Appellant argues that this action may be maintained on three (3) separate theories: (1) the County is liable in negligence because the doctrine of sovereign immunity should be abrogated; (2) the county may not escape liability by relying on sovereign immunity as it maintained a public nuisance by building and operating a dangerous road and bridge; (3) the dangerous road and bridge resulted in a trap created by the defendant county which precludes defendant's reliance upon the doctrine of sovereign immunity.

I.

In support of his proposition that the doctrine of sovereign immunity should be judicially abrogated, appellant cites many cases in jurisdictions where this has been accomplished.

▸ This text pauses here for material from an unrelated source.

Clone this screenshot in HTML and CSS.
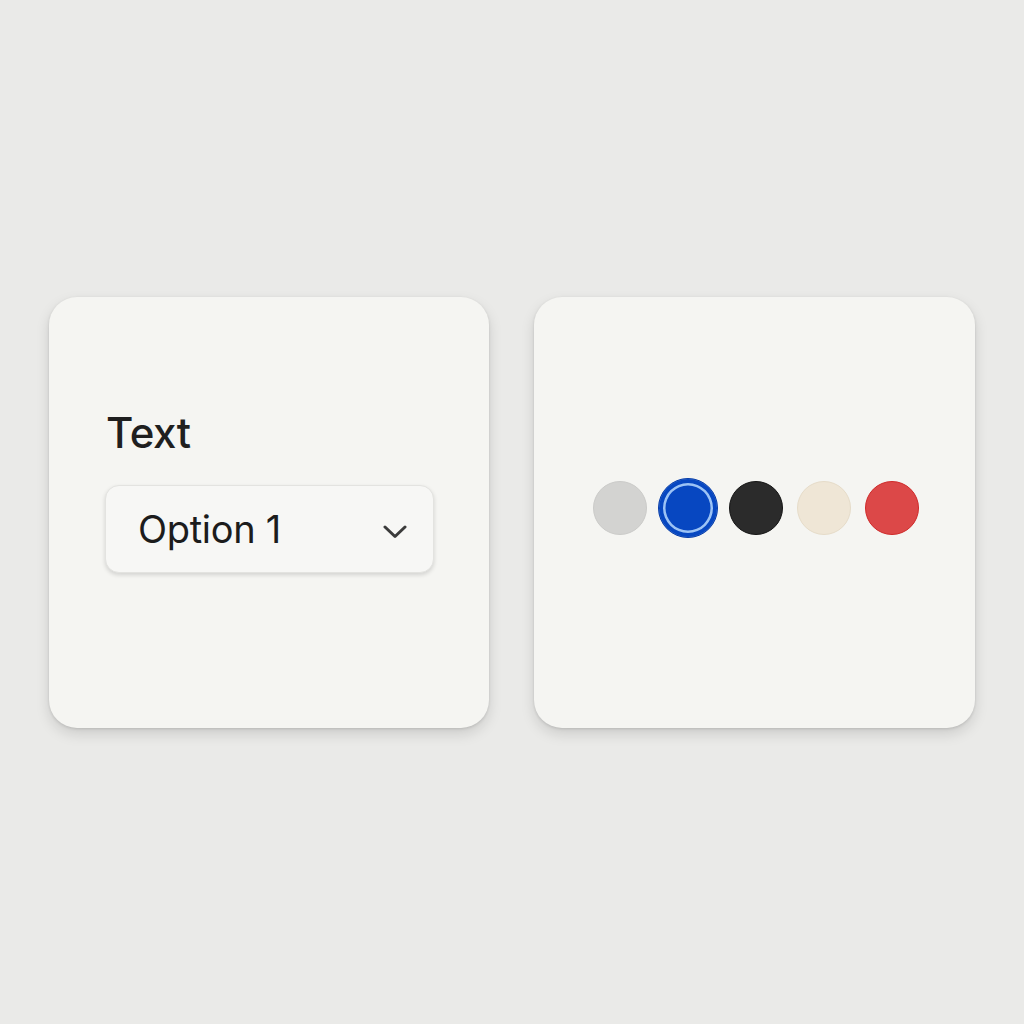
FILE: index.html
```html
<!DOCTYPE html>
<html lang="en">
  <head>
    <meta charset="UTF-8" />
    <meta name="viewport" content="width=device-width, initial-scale=1.0" />
    <title>Components</title>
    <link rel="stylesheet" href="styles.css">
  </head>
  <body>
    <div class="stage">
      <div class="card card-select">
        <label class="field-label" for="option">Text</label>
        <div class="select" id="option">
          <span class="select-value">Option 1</span>
          <svg class="chevron" width="24" height="14" viewBox="0 0 24 14">
            <path d="M2 2 L12 11.5 L22 2" fill="none" stroke="#3b3b3b" stroke-width="3" stroke-linecap="round" stroke-linejoin="round" />
          </svg>
        </div>
      </div>

      <div class="card card-swatches">
        <div class="swatches">
          <span class="swatch swatch-gray"></span>
          <span class="swatch swatch-blue selected"></span>
          <span class="swatch swatch-black"></span>
          <span class="swatch swatch-cream"></span>
          <span class="swatch swatch-red"></span>
        </div>
      </div>
    </div>
  </body>
</html>
```

FILE: styles.css
```css
body {
  margin: 0;
  padding: 0;
  background-color: #eaeae8;
  font-family: "Inter", "Noto Sans", sans-serif;
  color: #222;
}

.stage {
  display: flex;
  justify-content: center;
  align-items: center;
  gap: 45px;
  height: 1024px;
  padding-top: 1px;
  box-sizing: border-box;
}

.card {
  width: 440px;
  height: 431px;
  background-color: #f5f5f2;
  border-radius: 28px;
  box-shadow: 0 6px 14px rgba(0, 0, 0, 0.13), 0 1px 3px rgba(0, 0, 0, 0.12);
  box-sizing: border-box;
}

.card-select {
  display: flex;
  flex-direction: column;
  align-items: flex-start;
  padding: 111px 0 0 57px;
}

.field-label {
  font-size: 42px;
  line-height: 50px;
  font-weight: 480;
  color: #1f1f1f;
  letter-spacing: -0.4px;
}

.select {
  display: flex;
  align-items: center;
  justify-content: space-between;
  width: 329px;
  height: 88px;
  margin-top: 27px;
  margin-left: -1px;
  padding: 0 26px 0 32px;
  box-sizing: border-box;
  background-color: #f7f7f5;
  border: 1px solid #e3e3e0;
  border-radius: 14px;
  box-shadow: 0 2px 4px rgba(0, 0, 0, 0.14);
}

.select-value {
  font-size: 38px;
  font-weight: 420;
  color: #1c1c1c;
  letter-spacing: -0.3px;
}

.chevron {
  margin-top: 6px;
}

.card-swatches {
  display: flex;
  justify-content: center;
  align-items: center;
  width: 441px;
  padding: 0 0 10px 3px;
}

.swatches {
  display: flex;
  align-items: center;
  gap: 14px;
}

.swatch {
  display: block;
  width: 54px;
  height: 54px;
  border-radius: 50%;
  box-sizing: border-box;
}

.swatch-gray {
  background-color: #d3d3d1;
  border: 1px solid #cbcbc9;
}

.swatch-blue {
  width: 60px;
  height: 60px;
  margin: 0 -3px;
  background-color: #0747c1;
  border: 1px solid #0a3ea8;
  box-shadow: inset 0 0 0 4px #0747c1, inset 0 0 0 6.5px #9cc3f5;
}

.swatch-black {
  background-color: #2b2b2b;
  border: 1px solid #151515;
}

.swatch-cream {
  background-color: #efe6d6;
  border: 1px solid #e6dcc9;
}

.swatch-red {
  background-color: #dc4848;
  border: 1px solid #cf2a2a;
}
```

In 1973 the General Assembly of Tennessee enacted the Governmental Tort Liability Act, T.C.A. § 23--3301 et seq. T.C.A. § 23--3309 expressly removes immunity from suit for injury caused by the dangerous condition of any street, alley, sidewalk or highway, where construction or actual notice of such condition is alleged and proven. As originally enacted a local political body had the option to 'exempt itself under certain conditions.' We assume Rutherford County to be exempt pursuant to T.C.A. § 23--3303 by the failure of appellant to raise the issue in response to the cunty's plea of governmental immunity. In Johnson v. Oman Construction Company, 519 S.W.2d 782 (Tenn.1975) we considered this statute and stated:

'We do not regard this statute as dealing with the subject in a complete or comprehensive manner. We are reluctant to take judicial action in this area, however, without giving the General Assembly an opportunity to establish a comprehensive and uniform tort claims procedure governing suits against cities, counties and other political subdivisions or their agencies in the duly constituted courts of the state.' 519 S.W.2d 786.

Subsequent to the Johnson decision, the General Assembly enacted Chapter 252 of the Public Acts of 1975 which removed the option of the local government to exempt itself from the Government Tort Liability Act. Chapter 252 provides that the governmental units that have exempted themselves from the Act would automatically be subject to the provisions of that Act for all claims or actions arising after January 1, 1976. After that date, this category of tort claims will be stripped of the shield of governmental immunity in all of the counties and municipalities of Tennessee.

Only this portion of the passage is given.